The opinion at the time allowed for Trump’s case to continue — but only briefly until Feb. 12 when Trump asked the U.S. Supreme Court to pause the panel’s decision pending appeal. In his filing, Trump doubled down on his immunity claims, claiming that “[w]ithout immunity from criminal prosecution, the Presidency as we know it will cease to exist.”
Three weeks later, in an unsigned order, the Supreme Court agreed to take up the question of presidential immunity, scheduling oral argument and hearing the case in full. Despite Jack Smith previously asking for oral argument to take place in March, the Court will hold oral argument during the week of April 22, delaying proceedings for months.
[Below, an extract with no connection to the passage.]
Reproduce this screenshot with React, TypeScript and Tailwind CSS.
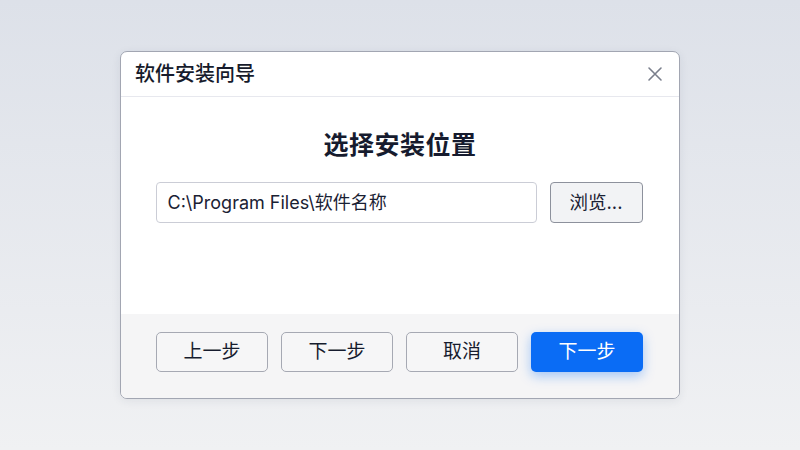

Some have pointed out that the case might not resume before the presidential election.
The Court’s timing served as a stark difference to its timing for Trump’s 14th Amendment challenge out of Colorado. The Supreme Court granted Trump’s petition in that case just two days later, as opposed to three weeks, and set oral argument for just over a month later, compared to nearly two months. In that case, the justices seem poised to agree that Trump should not be disqualified from the presidency under the 14th Amendment.
Not only has the Supreme Court become increasingly more conservative in recent years, but three of the Court’s six conservative justices were appointed by Trump himself. Even worse, Clarence Thomas’ wife, Ginni Thomas, is reported to have encouraged Trump’s chief of staff Mark Meadows to overturn the results, promoted the rally that incited the Jan. 6, 2021 insurrection and emailed state legislators asking them to vote for a fake set of Trump electors.
Whether Trump heads to trial before Election Day is still unclear. But a string of developments, all of which have seemed to have broken in favor of the former president, have made the prospect increasingly unlikely.